Summary of Understanding Distributed Systems

Think about it: every time you click a link, you're setting off a chain reaction across multiple computers that have to somehow work together without messing things up. The first part of the book talks about how these machines communicate, and it's kind of like a postal service on steroids. You've got TCP making sure messages arrive in the right order (imagine trying to watch a Netflix show where the scenes play randomly, not fun right), and TLS keeping everything secure from prying eyes.

But here's where it gets really interesting - and kind of philosophical. These distributed systems don't even share the same sense of time. It's like having a team spread across different time zones, but way worse because computers need to be precise down to the millisecond. The book explains how engineers came up with clever tricks like logical clocks to handle this, which is pretty mind-bending when you think about it.

The section on scalability hit close to home for anyone who's dealt with growing systems. It's like trying to turn a food cart into a restaurant chain - you can't just make everything bigger. You need to break things down into smaller, manageable pieces (they call these microservices), but then you have to deal with all these pieces talking to each other without creating chaos. It's a classic case of solving one problem only to create three more.

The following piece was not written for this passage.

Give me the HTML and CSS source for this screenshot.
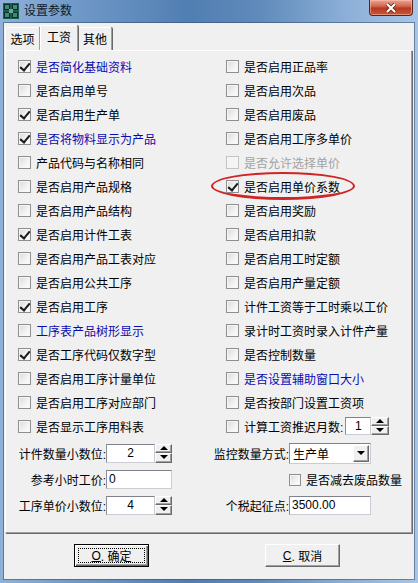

What really grabbed me was the part about embracing failure. In the real world, things break - networks go down, servers crash and that one crucial service decides to take a coffee break at the worst possible moment. Instead of trying to build perfect systems (spoiler: you can't), the book suggests building systems that can take a punch and keep going. It's like having backup plans for your backup plans.

The last bit about testing and operations feels like it was written by someone who's been through the trenches. They straight-up admit you can't test for everything that could go wrong, which is refreshingly honest. Instead, they focus on practical stuff like monitoring and observability - basically, making sure you can figure out what's going wrong when (not if) something breaks.

What makes all this fascinating is how it mirrors the evolution of the internet itself. We went from connecting a few computers together to building these incredibly complex systems that somehow (usually) manage to work reliably enough that billions of people can use them every day. It's kind of miraculous when you think about it.

Reading between the lines, you can tell this book isn't just about technical details - it's about understanding the fundamental challenges of getting computers to work together at a massive scale. And in a world where we depend on these systems more every day, that understanding feels pretty important.